Benefits of Experiment Trackingβ
Utilizing MLflow for experiment tracking offers several advantages:
- Organization: Keeps your training runs organized and easily accessible.
- Comparability: Allows for easy comparison of different training runs to understand the impact of changes in parameters or data.
- Reproducibility: Enhances the reproducibility of experiments by logging all necessary details.
With MLflow set up, we're now ready to begin the training process, keeping track of every important aspect along the way.
In the next code snippet, we'll set up our MLflow experiment for tracking the training of our spam classification model.

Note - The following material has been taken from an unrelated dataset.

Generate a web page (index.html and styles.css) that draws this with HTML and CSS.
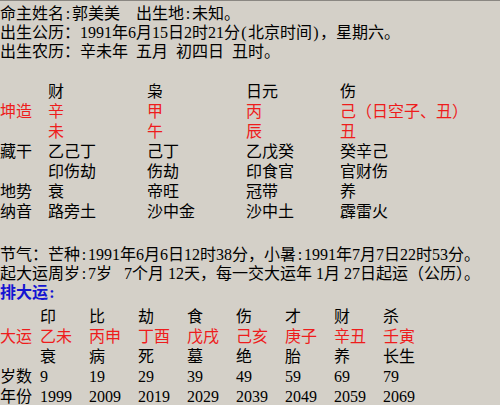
FILE: index.html
```html
<!DOCTYPE html>
<html lang="zh-CN">
<head>
<meta charset="utf-8">
<title>八字排盘</title>
<link rel="stylesheet" href="styles.css">
</head>
<body>
<div class="page">
  <div class="info">
    <div class="line">命主姓名<span class="h">:</span>郭美美<span class="sp2"></span>出生地<span class="h">:</span>未知。</div>
    <div class="line">出生公历：1991年6月15日2时21分<span class="h">(</span>北京时间<span class="h">)</span>，星期六。</div>
    <div class="line">出生农历：辛未年<span class="sp"></span>五月<span class="sp"></span>初四日<span class="sp"></span>丑时。</div>
  </div>

  <div class="pillars">
    <span></span><span>财</span><span>枭</span><span>日元</span><span>伤</span>
    <span class="red">坤造</span><span class="red">辛</span><span class="red">甲</span><span class="red">丙</span><span class="red">己（日空子、丑）</span>
    <span></span><span class="red">未</span><span class="red">午</span><span class="red">辰</span><span class="red">丑</span>
    <span>藏干</span><span>乙己丁</span><span>己丁</span><span>乙戊癸</span><span>癸辛己</span>
    <span></span><span>印伤劫</span><span>伤劫</span><span>印食官</span><span>官财伤</span>
    <span>地势</span><span>衰</span><span>帝旺</span><span>冠带</span><span>养</span>
    <span>纳音</span><span>路旁土</span><span>沙中金</span><span>沙中土</span><span>霹雷火</span>
  </div>

  <div class="info info-2">
    <div class="line">节气：芒种<span class="h">:</span>1991年6月6日12时38分，小暑<span class="h">:</span>1991年7月7日22时53分。</div>
    <div class="line">起大运周岁<span class="h">:</span>7岁<span class="sp3"></span>7个月<span class="sp1"></span>12天，每一交大运年<span class="sp1"></span>1月<span class="sp1"></span>27日起运（公历）。</div>
    <div class="line"><span class="blue">排大运<span class="h">:</span></span></div>
  </div>

  <div class="luck">
    <span></span><span>印</span><span>比</span><span>劫</span><span>食</span><span>伤</span><span>才</span><span>财</span><span>杀</span>
    <span class="red">大运</span><span class="red">乙未</span><span class="red">丙申</span><span class="red">丁酉</span><span class="red">戊戌</span><span class="red">己亥</span><span class="red">庚子</span><span class="red">辛丑</span><span class="red">壬寅</span>
    <span></span><span>衰</span><span>病</span><span>死</span><span>墓</span><span>绝</span><span>胎</span><span>养</span><span>长生</span>
    <span>岁数</span><span>9</span><span>19</span><span>29</span><span>39</span><span>49</span><span>59</span><span>69</span><span>79</span>
    <span>年份</span><span>1999</span><span>2009</span><span>2019</span><span>2029</span><span>2039</span><span>2049</span><span>2059</span><span>2069</span>
  </div>
</div>
</body>
</html>
```

FILE: styles.css
```css
html, body {
  margin: 0;
  padding: 0;
  background: #d4d0c8;
}

body {
  width: 500px;
  height: 405px;
  overflow: hidden;
}

.page {
  border-top: 1px solid #8a8782;
  padding-top: 3px;
  font-family: "Liberation Serif", "Noto Sans CJK SC", serif;
  font-size: 16px;
  color: #000;
}

.line {
  height: 19px;
  line-height: 19px;
  white-space: nowrap;
}

.h {
  display: inline-block;
  width: 8px;
  text-align: center;
}

.sp {
  display: inline-block;
  width: 8px;
}

.sp1 {
  display: inline-block;
  width: 4px;
}

.sp2 {
  display: inline-block;
  width: 16px;
}

.sp3 {
  display: inline-block;
  width: 12px;
}

.pillars {
  display: grid;
  grid-template-columns: 48px 99px 99px 94px 1fr;
  grid-auto-rows: 20px;
  line-height: 20px;
  margin-top: 21px;
  white-space: nowrap;
}

.info-2 {
  margin-top: 23px;
}

.luck {
  display: grid;
  grid-template-columns: 40px repeat(7, 49px) 1fr;
  grid-auto-rows: 20px;
  line-height: 20px;
  margin-top: 5px;
  white-space: nowrap;
}

.red {
  color: #ee1c1c;
}

.blue {
  color: #1414d2;
  font-weight: bold;
}
```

# Pick a name that you like and reflects the nature of the runs that you will be recording to the experiment.
mlflow.set_experiment("Spam Classifier Training")
<Experiment: artifact_location='file:///Users/benjamin.wilson/repos/mlflow-fork/mlflow/docs/source/llms/transformers/tutorials/fine-tuning/mlruns/258758267044147956', creation_time=1701291176206, experiment_id='258758267044147956', last_update_time=1701291176206, lifecycle_stage='active', name='Spam Classifier Training', tags={}>
Starting the Training Process with MLflowβ
In this step, we initiate the fine-tuning training run, utilizing the native auto-logging functionality to record the parameters used and loss metrics calculated during the training process.
With our model, training arguments, and MLflow experiment set up, we are now ready to start the actual training process. This step involves initiating an MLflow run, which will encapsulate all the training activities and metrics.
Initiating the MLflow Runβ
- Starting an MLflow Run: We use
mlflow.start_run()
to begin a new MLflow run. This function creates a new run context, under which all the training operations and logging will occur. - Training the Model: Inside the MLflow run context, we call
trainer.train()
to start training our model. This function will run the training loop, processing the data in batches, updating model parameters, and evaluating the model.